Friday, March 26, 2004

Second mistrial declared for former football star

By JOHN MUNFORD
jmunford@TheCitizenNews.com

A mistrial was declared late Thursday afternoon in the case against former pro football player Greg Lloyd, accused of putting a gun in his son’s mouth to discipline him for bad grades and calling his wife’s cell phone in violation of a temporary protective order.

In a note to presiding Superior Court Judge Christopher C. Edwards, the jury foreperson said none of the jurors had changed their votes since they last voted. The jury had deliberated the case for roughly 10 hours after starting Wednesday afternoon.

This time, the jury was deadlocked 8-4 in favor of acquittal on the count of aggravated assault and 7-5 for acquittal on the aggravated stalking charge. Last week, when the first trial was held on the aggravated assault charge only, the jury was deadlocked at 11-1 in favor of convicting Lloyd, who played 10 seasons with the Pittsburgh Steelers and went to the Pro Bowl five times.

Judge Edwards suggested Lloyd’s attorneys could file another motion requesting bond be set on the case since he has been in jail since June on the aggravated stalking charge.

The case can also be retried again, Edwards said, noting a case he found in California where a suspect had several mistrials but was convicted on the fifth try.

A Fayetteville police officer testified that he overheard Lloyd yelling at his wife during a cellphone conversation while she was at the Mail Boxes Etc. in June. Lloyd’s attorneys claim he did not commit aggravated stalking because the court order allowed him to call his wife’s cell phone for the limited purposes of discussing their children and for emergencies.

Officer Anthony Chesney testified that Mrs. Lloyd then handed him the phone and he began to talk to Lloyd, who continued to curse at him.

“He said he was a grown man and he was going to do what he wanted to do,” Chesney said.

Chesney also admitted that Lloyd told him his wife was trying to get him arrested because at the time he was having his court-mandated visitation with the children.

Chesney also testified that Lloyd personally threatened him when Chesney was in the courthouse when Lloyd was in court to be tried on simple assault charges that he assaulted his wife back in December 2002. Lloyd later pled no contest to those charges.

Chesney said Lloyd gave him a threatening look in the hallway during a break in that trial and when he walked past Chesney he issued a verbal threat.

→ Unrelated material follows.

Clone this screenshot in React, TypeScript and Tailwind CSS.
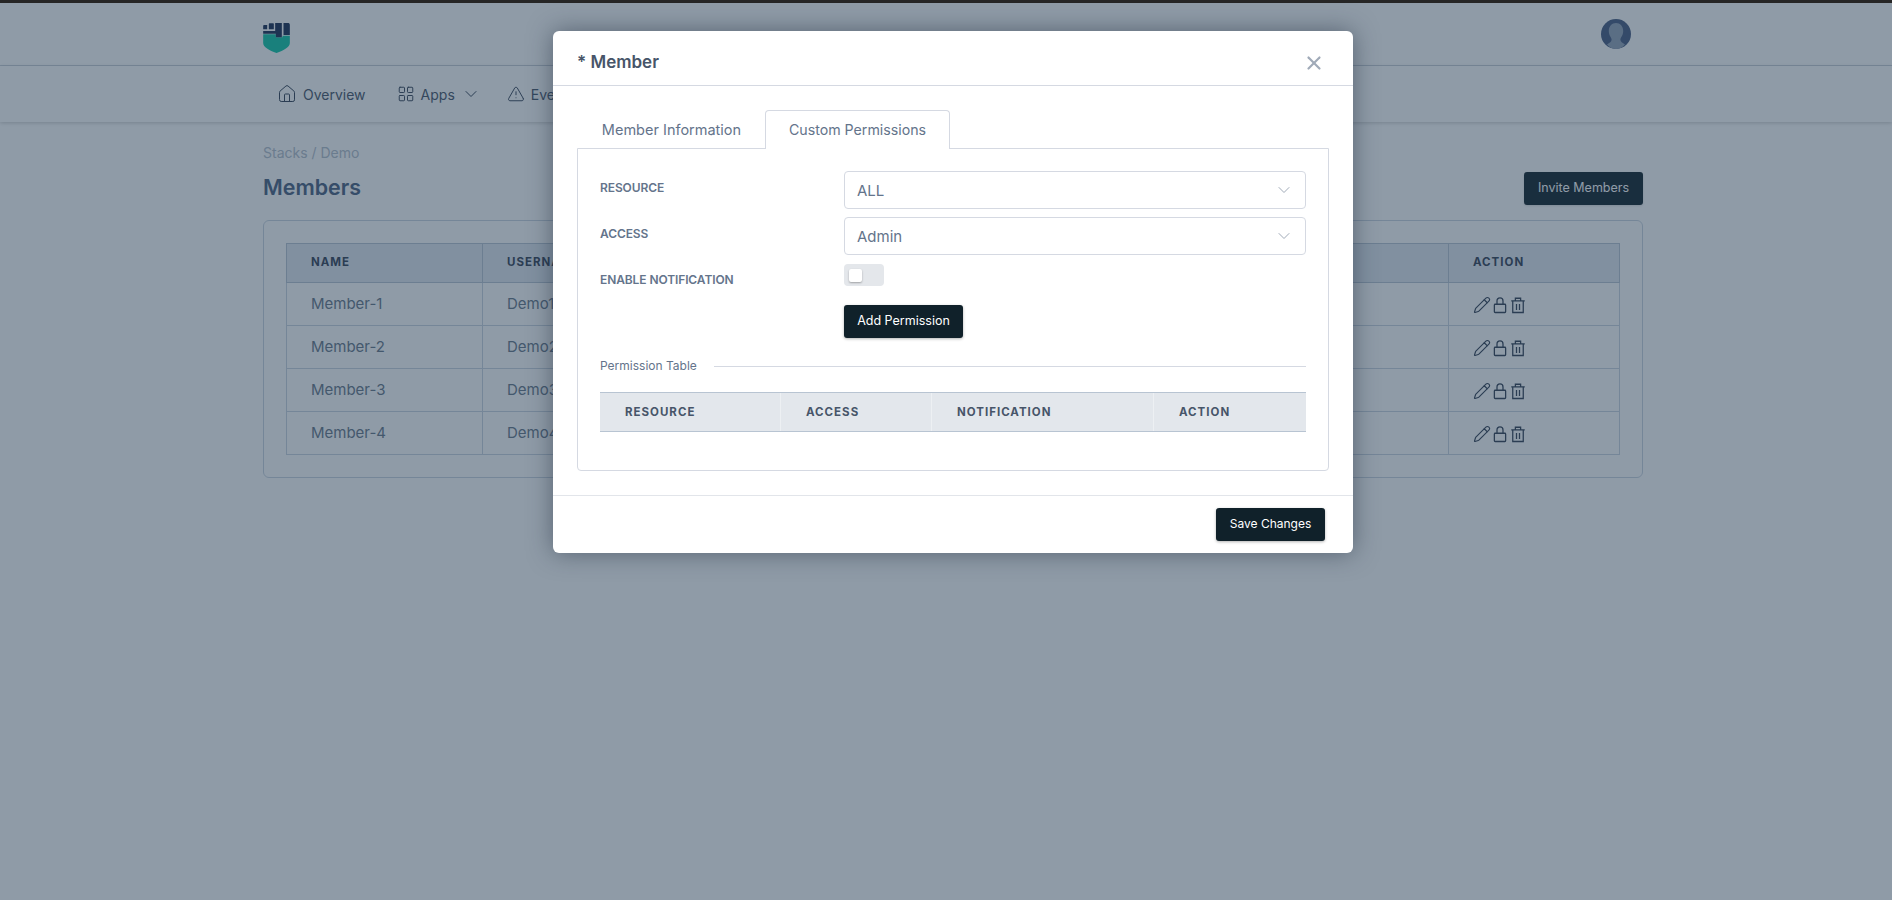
import React from "react";
import { ChevronDown, Home, LayoutGrid, Pencil, TriangleAlert, X } from "lucide-react";

const members = [
  { name: "Member-1", user: "Demo1" },
  { name: "Member-2", user: "Demo2" },
  { name: "Member-3", user: "Demo3" },
  { name: "Member-4", user: "Demo4" },
];

const permissionCols = [
  { label: "RESOURCE", width: "w-[181px]" },
  { label: "ACCESS", width: "w-[151px]" },
  { label: "NOTIFICATION", width: "w-[222px]" },
  { label: "ACTION", width: "w-[152px]" },
];

function Logo() {
  return (
    <svg width="27" height="30" viewBox="0 0 80 90">
      <path d="M0 34H46V24H38V43H58V38H80V60C80 72 62 83 40 90C18 83 0 72 0 60Z" fill="#10c8a8" />
      <path d="M0 9C0 7 2 6 4 6H12V19H0Z" fill="#182c52" />
      <rect x="17" y="1" width="15" height="18" rx="2" fill="#182c52" />
      <path d="M0 24H36V0H56V43H38V32H0Z" fill="#182c52" />
      <path d="M61 0H74C78 0 80 2 80 6V36H61Z" fill="#182c52" />
    </svg>
  );
}

function Avatar() {
  return (
    <svg width="30" height="30" viewBox="0 0 30 30">
      <circle cx="15" cy="15" r="15" fill="#465a80" />
      <path d="M15 4C10.8 4 7.8 7.5 7.8 12C7.8 16.5 10.5 18.5 10.6 20.5C10.7 22.5 8.5 24 6 25.5C8.5 28.5 12 30 15 30C18 30 21.5 28.5 24 25.5C21.5 24 19.3 22.5 19.4 20.5C19.5 18.5 22.2 16.5 22.2 12C22.2 7.5 19.2 4 15 4Z" fill="#94a3b8" />
    </svg>
  );
}

function LockIcon() {
  return (
    <svg width="18" height="18" viewBox="0 0 24 24" fill="none" stroke="currentColor" strokeWidth="1.7">
      <rect x="4.5" y="11" width="15" height="11" rx="1" />
      <path d="M8 11V6.5a4 4 0 0 1 8 0V11" />
    </svg>
  );
}

function TrashIcon() {
  return (
    <svg width="18" height="18" viewBox="0 0 24 24" fill="none" stroke="currentColor" strokeWidth="1.7">
      <path d="M3 6.5H21" />
      <path d="M8.5 6.5V3h7v3.5" />
      <path d="M5 6.5V22h14V6.5" />
      <path d="M10 10.5v8M14 10.5v8" />
    </svg>
  );
}

function SelectField({ value }: { value: string }) {
  return (
    <div className="flex h-[38px] items-center justify-between rounded-[4px] border border-[#d5d9e2] bg-white pl-[12px] pr-[11px] text-[15px] text-[#64748b]">
      <span className="pt-[2px]">{value}</span>
      <ChevronDown size={20} strokeWidth={1.2} className="text-[#a0aab8]" />
    </div>
  );
}

function FieldLabel({ children, top }: { children: React.ReactNode; top: string }) {
  return (
    <div className={`w-[244px] shrink-0 text-[12px] font-semibold leading-[18px] tracking-[-0.1px] text-[#64748b] ${top}`}>
      {children}
    </div>
  );
}

export default function App() {
  return (
    <div className="relative h-[900px] overflow-hidden bg-white font-['Inter',sans-serif]">
      <div className="h-[3px] bg-[#262626]" />

      <header className="flex h-[63px] items-start justify-between border-b border-[#d0d7df] pl-[263px] pr-[261px] pt-[20px]">
        <Logo />
        <div className="-mt-[4px]">
          <Avatar />
        </div>
      </header>

      <nav className="flex h-[56px] items-center gap-[31px] pl-[277px] text-[14px] text-[#475569] shadow-[0_1px_4px_rgba(0,0,0,0.2)]">
        <div className="flex items-center gap-[6px]">
          <Home size={20} strokeWidth={1.2} className="text-[#334155]" />
          <span>Overview</span>
        </div>
        <div className="flex items-center gap-[6px]">
          <LayoutGrid size={18} strokeWidth={1.3} className="text-[#334155]" />
          <span>Apps</span>
          <ChevronDown size={20} strokeWidth={1.2} className="-mr-[5px] text-[#334155]" />
        </div>
        <div className="flex items-center gap-[6px]">
          <TriangleAlert size={18} strokeWidth={1.3} className="text-[#334155]" />
          <span>Events</span>
        </div>
      </nav>

      <main className="ml-[263px] mt-[21px] w-[1380px]">
        <div className="text-[14px] leading-[20px] text-[#b4bfcc]">Stacks / Demo</div>
        <div className="mt-[9px] flex items-start justify-between">
          <h1 className="text-[21.4px] font-semibold leading-[30px] text-[#4a6080]">Members</h1>
          <button className="h-[33px] w-[119px] rounded-[3px] bg-[#10212a] text-[12.5px] text-white shadow-sm">
            Invite Members
          </button>
        </div>

        <div className="mt-[15px] rounded-[6px] border border-[#cbd5e1] p-[22px]">
          <table className="w-full table-fixed border-collapse text-[15px] text-[#677789]">
            <colgroup>
              <col className="w-[196px]" />
              <col />
              <col className="w-[171px]" />
            </colgroup>
            <thead>
              <tr className="h-[39px] bg-[#e2e8f0] text-left text-[11.5px] tracking-[1px] text-[#334155]">
                <th className="border border-[#b8c4d2] pl-[24px] font-bold">NAME</th>
                <th className="border border-[#b8c4d2] pl-[24px] font-bold">USERNAME</th>
                <th className="border border-[#b8c4d2] pl-[24px] font-bold">ACTION</th>
              </tr>
            </thead>
            <tbody>
              {members.map((m) => (
                <tr key={m.name} className="h-[43px]">
                  <td className="border border-[#cbd5e1] pl-[24px]">{m.name}</td>
                  <td className="border border-[#cbd5e1] pl-[24px]">{m.user}</td>
                  <td className="border border-[#cbd5e1] pl-[24px] pt-[2px]">
                    <div className="flex items-center text-[#334155]">
                      <Pencil size={18} strokeWidth={1.5} />
                      <LockIcon />
                      <TrashIcon />
                    </div>
                  </td>
                </tr>
              ))}
            </tbody>
          </table>
        </div>
      </main>

      {/* Backdrop */}
      <div className="absolute inset-x-0 bottom-0 top-[3px] bg-[#243a53]/51" />

      {/* Modal */}
      <div className="absolute left-[553px] top-[31px] w-[800px] rounded-[6px] bg-white shadow-[0_0_24px_rgba(30,41,59,0.5)]">
        <div className="flex h-[55px] items-center justify-between border-b border-[#d5d9e2] pl-[24px] pr-[28px] pt-[9px]">
          <h2 className="text-[17px] font-semibold text-[#475569]">* Member</h2>
          <X size={22} strokeWidth={2.4} className="text-[#a0aab8]" />
        </div>

        <div className="px-[24px] pt-[24px]">
          <div className="relative z-10 flex h-[38px] items-start pl-[1px] text-[14.5px] text-[#64748b]">
            <div className="flex h-[39px] w-[187px] items-center justify-center">Member Information</div>
            <div className="flex h-[39px] w-[185px] items-center justify-center rounded-t-[4px] border border-b-0 border-[#d5d9e2] bg-white text-[14.2px]">
              Custom Permissions
            </div>
          </div>

          <div className="h-[323px] rounded-b-[4px] border border-[#d5d9e2] px-[22px] pt-[22px]">
            <div className="flex items-start">
              <FieldLabel top="mt-[8px]">RESOURCE</FieldLabel>
              <div className="flex-1">
                <SelectField value="ALL" />
              </div>
            </div>
            <div className="mt-[8px] flex items-start">
              <FieldLabel top="mt-[8px]">ACCESS</FieldLabel>
              <div className="flex-1">
                <SelectField value="Admin" />
              </div>
            </div>
            <div className="mt-[9px] flex items-start">
              <FieldLabel top="mt-[7px]">ENABLE NOTIFICATION</FieldLabel>
              <div className="flex h-[22px] w-[40px] items-center rounded-[4px] bg-[#e4e7eb] pl-[5px]">
                <div className="h-[13px] w-[13px] rounded-[2px] bg-white shadow-[0_1px_2px_rgba(0,0,0,0.3)]" />
              </div>
            </div>
            <div className="mt-[16px] pl-[244px]">
              <button className="h-[33px] w-[119px] rounded-[3px] bg-[#10212a] text-[12.5px] text-white shadow-[0_1px_3px_rgba(0,0,0,0.3)]">
                Add Permission
              </button>
            </div>

            <div className="mt-[19px] flex items-center gap-[17px]">
              <span className="text-[12px] leading-[18px] text-[#64748b]">Permission Table</span>
              <div className="h-px flex-1 bg-[#d5d9e2]" />
            </div>

            <div className="mt-[17px] flex h-[40px] border-y border-[#b8c4d2] bg-[#e3e7ec] text-[11.5px] font-bold tracking-[1px] text-[#475569]">
              {permissionCols.map((c, i) => (
                <div
                  key={c.label}
                  className={`flex items-center pl-[25px] pt-px ${c.width} ${i < 3 ? "border-r border-[#edf0f3]" : ""}`}
                >
                  {c.label}
                </div>
              ))}
            </div>
          </div>
        </div>

        <div className="mt-[24px] flex h-[58px] items-start justify-end border-t border-[#e2e5ea] pr-[28px] pt-[12px]">
          <button className="h-[33px] w-[109px] rounded-[3px] bg-[#10212a] pb-px text-[12px] text-white shadow-[0_1px_3px_rgba(0,0,0,0.3)]">
            Save Changes
          </button>
        </div>
      </div>
    </div>
  );
}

Lloyd said, “I’d better watch out, he was gonna get me, fat boy,” Chesney testified.

Chesney said he didn’t file criminal charges against Lloyd for making the threat because he told the prosecutor on the case, who then had him testify on the stand immediately to what happened.

During this week’s trial, the son again testified how Lloyd, a former five-time Pro Bowler for the Pittsburgh Steelers, put his hand around the youth’s throat in a walk-in closet of the family’s home in the Whitewater Creek subdivision after spanking him for getting bad grades on a report card in 2001.

Lloyd then told his son to open his mouth and proceeded to put the barrel of the handgun in his mouth.

“He was like, ‘You’re wasting your life away and if you want to ruin it, I can end it for you right now,’” the victim said. The incident occurred when he was in the sixth grade, but the victim said he never told his mother about it because he was afraid of what his father might do.

In the first trial, Lloyd told the jury such an incident “never took place.” He declined to testify in the second trial, however.

Although that allegation didn’t come forward until the son began going to counseling last year, the jury was unable to hear from a friend of the son whom they interviewed Monday and doubted some of the victim’s story.

The girl, who goes to school with Lloyd, said he once told her that his mother urged him to “convince” the counselor that he wanted to live with her and not his father.

Superior Court Judge Christopher C. Edwards ruled the woman’s testimony was inadmissible because the defense had the opportunity to interview her months before trial and chose not to, meaning there was no necessity to violate the court’s discovery guidelines.